How MPEG-4 Speech Compression Works Using CELP

MPEG-4 utilizes Code-Excited Linear Prediction (CELP) to compress human speech efficiently at extremely low bitrates, typically between 4 kbps and 24 kbps. This article explains how CELP models the human vocal tract, uses codebooks to transmit speech parameters instead of raw audio waveforms, and leverages perceptual weighting to maintain high voice quality while drastically reducing data usage.

The Source-Filter Model of Speech

At the core of CELP is the source-filter model, which mimics how the human body produces speech. In humans, the lungs and vocal cords act as the excitation “source” (producing either periodic air pulses for voiced sounds like vowels, or turbulent noise for unvoiced sounds like “sh”). The throat, mouth, and nasal cavity act as a “filter” that shapes this sound.

MPEG-4 CELP replicates this process digitally: * The Filter (Vocal Tract): Represented by Linear Predictive Coding (LPC) coefficients, which describe the shape of the vocal tract. * The Source (Excitation): Represented by vectors selected from digital codebooks.

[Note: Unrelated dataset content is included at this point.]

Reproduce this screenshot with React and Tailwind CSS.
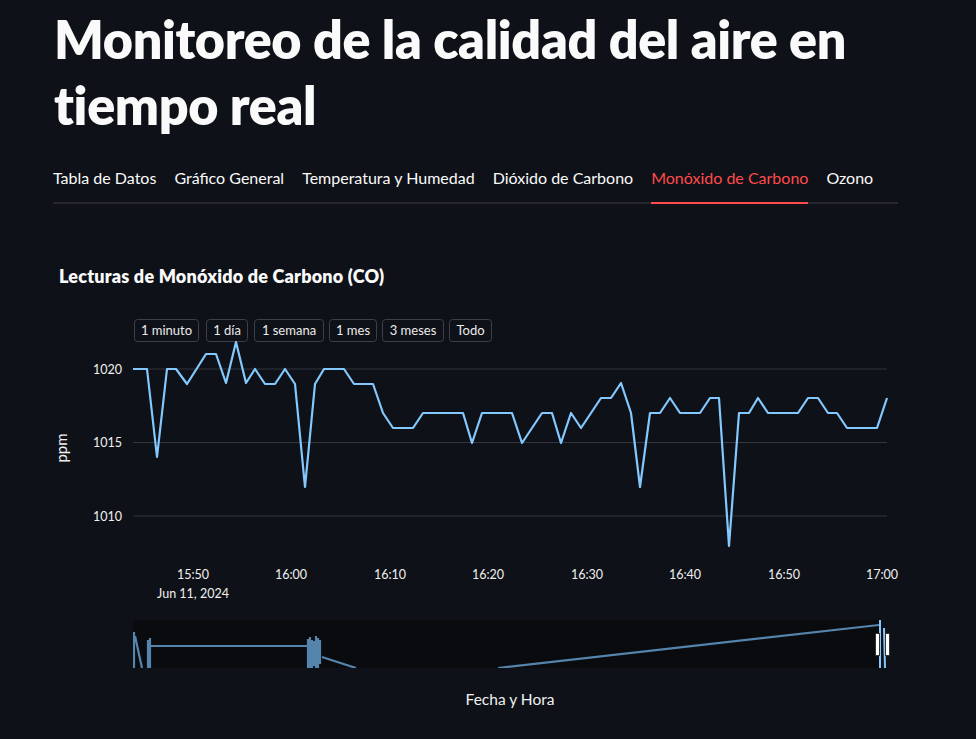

Analysis-by-Synthesis (AbS)

Rather than analyzing the input speech and calculating the exact parameters to transmit, the CELP encoder uses a closed-loop search technique called Analysis-by-Synthesis (AbS).

Inside the encoder, a replica of the decoder synthesizes various trial speech signals using different excitation vectors. The encoder compares these synthesized signals against the original input speech. It then selects the excitation vector that produces the closest match to the original audio.

The Dual-Codebook System

To represent the excitation signal efficiently at ultra-low bitrates, MPEG-4 CELP uses two types of codebooks:

Adaptive Codebook: This codebook models the pitch and long-term periodicity of human speech, which is essential for voiced sounds. It updates dynamically using past excitation signals.
Fixed (Algebraic) Codebook: This codebook contains a static set of sparse, noise-like pulses. It is used to model the remaining part of the excitation signal, such as unvoiced sounds and rapid transitions.

Instead of transmitting the actual waveform, the encoder only needs to transmit the index (or address) of the best-matching vectors from these codebooks, along with gain factors.

Perceptual Weighting Filter

To optimize the limited bitrate, CELP applies a perceptual weighting filter during the Analysis-by-Synthesis search. This filter is based on human auditory masking properties.

The human ear cannot easily detect distortion or noise that occurs at frequencies where the audio signal is loudest. The perceptual weighting filter shapes the quantization noise so that it is concentrated in the spectral peaks of the speech signal. This hides the compression artifacts under the loudest parts of the voice, allowing the audio to sound clear to the human ear despite heavy data compression.

What is Transmitted

Because CELP reduces speech to its fundamental physical components, the final compressed bitstream is incredibly small. The MPEG-4 CELP encoder only transmits: * LPC Coefficients: Updated every 10–30 milliseconds to define the vocal tract filter. * Adaptive Codebook Index and Gain: Defining the pitch of the voice. * Fixed Codebook Index and Gain: Defining the noise/excitation details.

At the receiving end, the MPEG-4 decoder uses these parameters to reconstruct the speech, resulting in highly intelligible voice communication over extremely narrow bandwidths.